This is a list of parabolic and hyperbolic comets in the Solar System. Many of these comets may come from the Oort cloud, or perhaps even have interstellar origin. The Oort Cloud is not gravitationally attracted enough to the Sun to form into a fairly thin disk, like the inner Solar System. Thus, comets originating from the Oort Cloud can come from roughly any orientation (inclination to the ecliptic), and many even have a retrograde orbit. By definition, a hyperbolic orbit means that the comet will only travel through the Solar System once, with the Sun acting as a gravitational slingshot, sending the comet hurtling out of the Solar System entirely unless its eccentricity is otherwise changed. Comets orbiting in this way still originate from the Solar System, however. Typically comets in the Oort Cloud are thought to have roughly circular orbits around the Sun, but their orbital velocity is so slow that they may easily be perturbed by passing stars and the galactic tide. Astronomers have been discovering weakly hyperbolic comets that were perturbed out of the Oort Cloud since the mid-1800s.
Prior to finding a well-determined orbit for comets, the JPL Small-Body Database and the Minor Planet Center list comet orbits as having an assumed eccentricity of 1.0. (This is the eccentricity of a parabolic trajectory; hyperbolics will be those with eccentricity greater than 1.0.) In the list below, a number of comets discovered by the SOHO space telescope have assumed eccentricities of exactly 1.0, because most orbits are based on only an insufficient observation arc of several hours or minutes. The SOHO satellite observes the corona of the Sun and the area around it, and as a result often observes sungrazing comets, including the Kreutz sungrazers.
The Kreutz sungrazers originate from the progenitor of the Great Comet of 1106. Although officially given an assumed eccentricity of 1.0, they have an orbital period of roughly 750 years (which would give an actual eccentricity of ~0.99988), and an inclination of 144 degrees. Many of the Kreutz sungrazers do not survive perihelion, as they are quite literally "sungrazers" – their average perihelion distance is 0.0050 AU, and the radius of the Sun is 0.0046 AU; i.e. they pass 50,000 km above the surface of the Sun.

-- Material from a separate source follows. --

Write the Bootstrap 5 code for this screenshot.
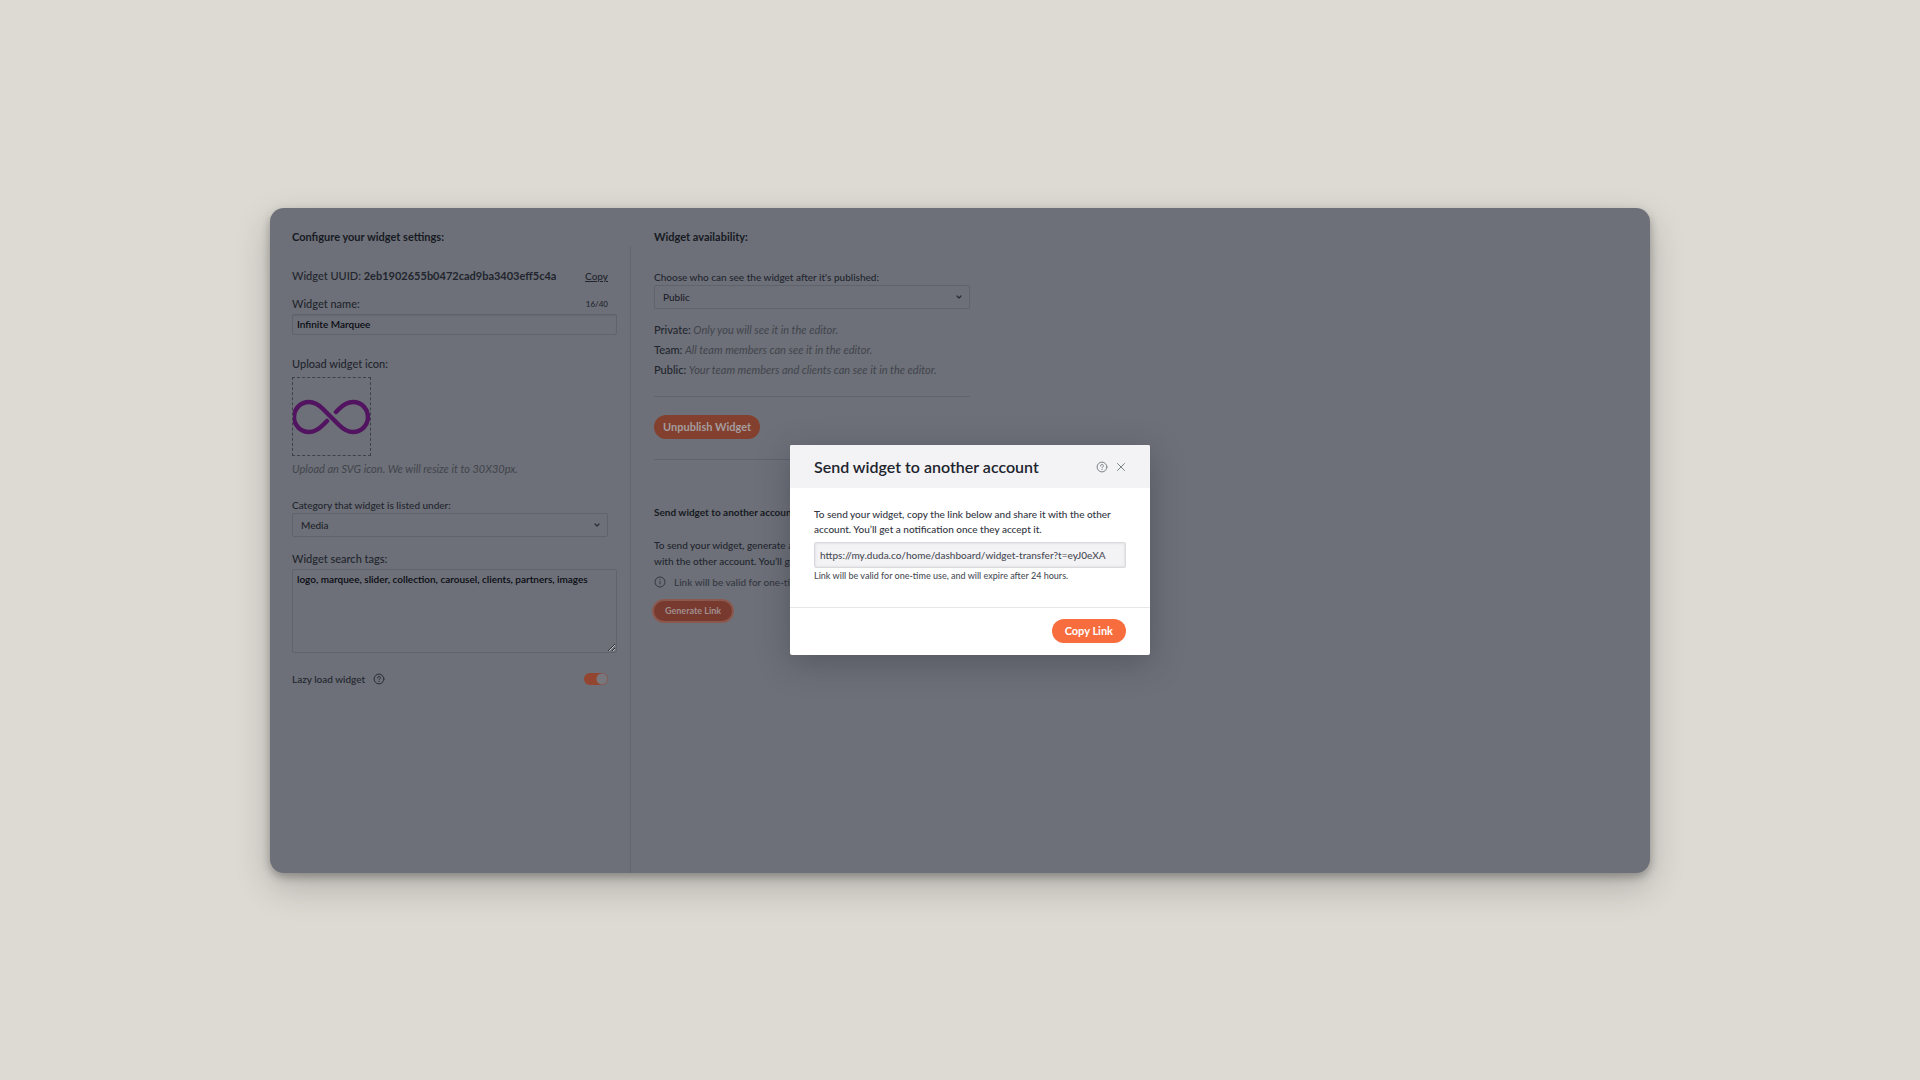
<!DOCTYPE html>
<html lang="en">
<head>
<meta charset="utf-8">
<meta name="viewport" content="width=device-width, initial-scale=1">
<title>Widget settings</title>
<link href="https://cdn.jsdelivr.net/npm/bootstrap@5.3.0/dist/css/bootstrap.min.css" rel="stylesheet">
<style>
  body { background: #dddad4; font-family: Lato, "Open Sans", sans-serif; font-size: 10px; line-height: 16px; font-weight: 500; color: #22252e; }
  .panel { max-width: 1380px; min-height: 665px; border-radius: 14px; background: #6d7078; box-shadow: 0 14px 36px rgba(0,0,0,.2), 0 4px 10px rgba(0,0,0,.28); }
  .settings-col { width: 360px; padding: 21px 22px; }
  .avail-col { width: 339px; padding: 21px 0 22px 23px; }
  .divider { width: 1px; margin-top: 38px; background: #62666f; }
  .sect { font-size: 11px; line-height: 16px; font-weight: 700; margin: 0; color: #171a23; }
  .sect-sm { font-size: 10px; margin-top: 44px; }
  .lbl { font-size: 11px; line-height: 16px; }
  .uuid { margin-top: 23px; }
  .uuid b { font-weight: 700; }
  .uuid a { font-size: 10px; }
  .name-row { margin: 12px 0 2px; }
  .icon-label { margin: 21px 0 5px; }
  .drop-note { margin: 5px 0 20px; }
  .tags-label { margin: 14px 0 2px; }
  .lazy-row { margin-top: 18px; }
  .levels { margin: 13px 0 18px; }
  .narrow { width: 316px; }
  .fld { display: block; border: 1px solid #5f636c; border-radius: 2px; background-color: transparent; color: #090b12; font-size: 10px; line-height: 16px; font-weight: 600; padding: 1px 4px; }
  .fld-name { width: 325px; height: 21px; box-shadow: inset 0 1px 1px #646770; }
  .fld-tags { width: 325px; height: 84px; resize: vertical; }
  .picker { height: 24px; padding: 0 24px 0 8px; border: 1px solid #5f636c; border-radius: 2px; background-color: transparent; color: #1d2029; font-size: 10px; line-height: 16px; font-weight: 500; background-size: 8px; background-position: right 6px center;
    background-image: url("data:image/svg+xml,%3csvg xmlns='http://www.w3.org/2000/svg' viewBox='0 0 8 8'%3e%3cpath fill='none' stroke='%23292c36' stroke-width='1.2' stroke-linecap='round' stroke-linejoin='round' d='M2 3l2 2 2-2'/%3e%3c/svg%3e"); }
  .drop { width: 79px; height: 79px; border: 1px dashed #3d414b; }
  .drop svg { display: block; width: 77px; height: 77px; }
  .note { font-size: 11px; font-style: italic; font-weight: 400; color: #41444c; }
  .valid-line { color: #343741; }
  .rule { height: 1px; background: #5f636c; }
  .pill { border: 0; border-radius: 12px; font-size: 11px; line-height: 16px; font-weight: 700; padding: 4px 9px; }
  .pill-dim { background: #84402f; color: #a39d9e; margin: 18px 0 20px; }
  .pill-sm { border-radius: 10px; font-size: 9px; line-height: 12px; padding: 4px 11px; background: #78392f; color: #a08f8d; box-shadow: 0 0 0 2px #8b584e; margin-top: 11px; }
  .send-text { margin: 17px 0 5px; }
  .tiny { font-size: 8px; }
  .switch { appearance: none; width: 24px; height: 12px; border-radius: 6px; margin: 0; background: radial-gradient(circle at 18px 6px, #77777d 5px, transparent 6px) #94452f; }
  .scrim { padding: 20px 0 0 20px; }
  .dlg { width: 360px; border-radius: 2px; background: #fff; box-shadow: 0 8px 32px rgba(40,43,56,.35); color: #33363f; }
  .dlg-head { height: 43px; padding: 0 24px; background: #f3f3f5; border-radius: 2px 2px 0 0; }
  .dlg-title { font-size: 16px; line-height: 20px; font-weight: 600; color: #21242d; margin: 0; }
  .dlg-body { padding: 19px 24px; height: 119px; line-height: 15px; }
  .dlg-foot { padding: 11px 24px 12px; border-top: 1px solid #e6e7e9; }
  .link-box { width: 100%; height: 26px; border: 1px solid #d9dadd; border-radius: 2px; background: #f3f3f5; box-shadow: inset 0 0 2px 1px #e4e4e7; color: #4a4d56; font-size: 10px; font-weight: 500; padding: 0 5px; margin-top: 5px; }
  .hint { font-size: 9px; line-height: 12px; margin-top: 2px; color: #4c4f57; }
  .pill-go { background: #f76d3e; color: #fff; padding: 4px 13px; }
  .glyph-btn { border: 0; background: none; padding: 0; color: #7b8488; line-height: 0; }
</style>
</head>
<body>
<main class="min-vh-100 d-flex justify-content-center align-items-center">
  <div class="panel w-100 d-flex position-relative">
    <section class="settings-col flex-shrink-0">
      <h1 class="sect">Configure your widget settings:</h1>
      <div class="uuid narrow d-flex justify-content-between lbl">
        <span>Widget UUID: <b>2eb1902655b0472cad9ba3403eff5c4a</b></span>
        <a href="#" class="text-reset">Copy</a>
      </div>
      <div class="name-row narrow d-flex justify-content-between lbl">
        <label for="wname">Widget name:</label><span class="tiny">16/40</span>
      </div>
      <input id="wname" class="fld fld-name" type="text" value="Infinite Marquee">
      <div class="icon-label lbl">Upload widget icon:</div>
      <div class="drop">
        <svg viewBox="0 0 77 77" fill="none" stroke="#521460" stroke-width="4.5" stroke-linecap="round" role="img" aria-label="Infinity icon">
          <path d="M34 43l-4 4c-3 3-7 7-14 7a14.500 14.500 0 0 1 0-30c6 0 10 3 14 7l16 16c4 4 8 7 14 7a14.500 14.500 0 0 0 0-30c-7 0-11 4-14 7l-3 3"/>
        </svg>
      </div>
      <div class="note drop-note">Upload an SVG icon. We will resize it to 30X30px.</div>
      <label class="d-block" for="cat">Category that widget is listed under:</label>
      <select id="cat" class="form-select picker narrow"><option>Media</option></select>
      <label class="tags-label lbl d-block" for="tags">Widget search tags:</label>
      <textarea id="tags" class="fld fld-tags">logo, marquee, slider, collection, carousel, clients, partners, images</textarea>
      <div class="lazy-row narrow d-flex justify-content-between align-items-center">
        <label class="d-flex align-items-center gap-2" for="lazy">Lazy load widget
          <svg width="12" height="12" viewBox="0 0 12 12" fill="none" stroke="#292c35" stroke-linecap="round"><circle cx="6" cy="6" r="4.9"/><path d="M4.6 4.900a1.400 1.400 0 1 1 2 1.200q-.6.2-.6.8M6 8.500v.1"/></svg>
        </label>
        <input id="lazy" class="switch" type="checkbox" role="switch" checked>
      </div>
    </section>
    <div class="divider flex-shrink-0"></div>
    <section class="avail-col flex-shrink-0">
      <h2 class="sect">Widget availability:</h2>
      <label class="d-block mt-4" for="who">Choose who can see the widget after it's published:</label>
      <select id="who" class="form-select picker w-100"><option>Public</option></select>
      <div class="levels d-flex flex-column gap-1">
        <div><span class="lbl">Private:</span> <span class="note">Only you will see it in the editor.</span></div>
        <div><span class="lbl">Team:</span> <span class="note">All team members can see it in the editor.</span></div>
        <div><span class="lbl">Public:</span> <span class="note">Your team members and clients can see it in the editor.</span></div>
      </div>
      <div class="rule"></div>
      <button class="pill pill-dim d-block" type="button">Unpublish Widget</button>
      <div class="rule"></div>
      <h2 class="sect sect-sm">Send widget to another account</h2>
      <p class="send-text">To send your widget, generate a link and share it<br>with the other account. You’ll get a notification.</p>
      <div class="valid-line d-flex align-items-center gap-2">
        <svg width="12" height="12" viewBox="0 0 12 12" fill="none" stroke="currentColor"><circle cx="6" cy="6" r="5"/><path d="M6 5.400v3M6 3.300v1"/></svg>
        Link will be valid for one-time use
      </div>
      <button class="pill pill-sm" type="button">Generate Link</button>
    </section>

    <div class="scrim position-absolute top-0 start-0 w-100 h-100 d-flex justify-content-center align-items-center">
      <div class="dlg" role="dialog" aria-labelledby="dlg-title">
        <div class="dlg-head d-flex align-items-center justify-content-between">
          <h2 id="dlg-title" class="dlg-title">Send widget to another account</h2>
          <div class="d-flex align-items-center gap-2">
            <button class="glyph-btn" type="button" aria-label="Help"><svg width="12" height="12" viewBox="0 0 12 12" fill="none" stroke="currentColor" stroke-linecap="round"><circle cx="6" cy="6" r="4.9"/><path d="M4.6 4.900a1.400 1.400 0 1 1 2 1.200q-.6.2-.6.8M6 8.500v.1"/></svg></button>
            <button class="glyph-btn" type="button" aria-label="Close"><svg width="10" height="10" viewBox="0 0 10 10" fill="none" stroke="currentColor" stroke-linecap="round"><path d="M1.5 1.500l7 7M8.500 1.500l-7 7"/></svg></button>
          </div>
        </div>
        <div class="dlg-body">
          <label for="link">To send your widget, copy the link below and share it with the other account. You’ll get a notification once they accept it.</label>
          <input id="link" class="link-box d-block" type="text" readonly value="https://my.duda.co/home/dashboard/widget-transfer?t=eyJ0eXA">
          <div class="hint">Link will be valid for one-time use, and will expire after 24 hours.</div>
        </div>
        <div class="dlg-foot d-flex justify-content-end">
          <button class="pill pill-go" type="button">Copy Link</button>
        </div>
      </div>
    </div>
  </div>
</main>
<script src="https://cdn.jsdelivr.net/npm/bootstrap@5.3.0/dist/js/bootstrap.bundle.min.js"></script>
</body>
</html>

Three other sungrazing groups, the Meyer, Marsden, and Kracht groups, have respectively a perihelion distance of 0.035, 0.044, and 0.049 AU, an inclination of 72, 13, and 26 degrees, and a period of at least a decade, 5.6, and 3–4 years.
Some comets in this list are designated with an X-designation. This is used for comets whose orbits have not been calculated for various reasons: often they were observed so long ago that nobody recorded their location accurately enough for an orbit to be determined, or they were observed in modern times over such a short period that their long-term orbit was too uncertain to calculate.
Interstellar objects generally have strongly hyperbolic orbits, for example the first known object of this class 1I/2017 U1 ʻOumuamua has an eccentricity of 1.192.[1] Solar System comets may also become interstellar after close planetary flybys like in the cases of C/1980 E1 (Bowell) and C/2024 L5 (ATLAS).[2][3][4]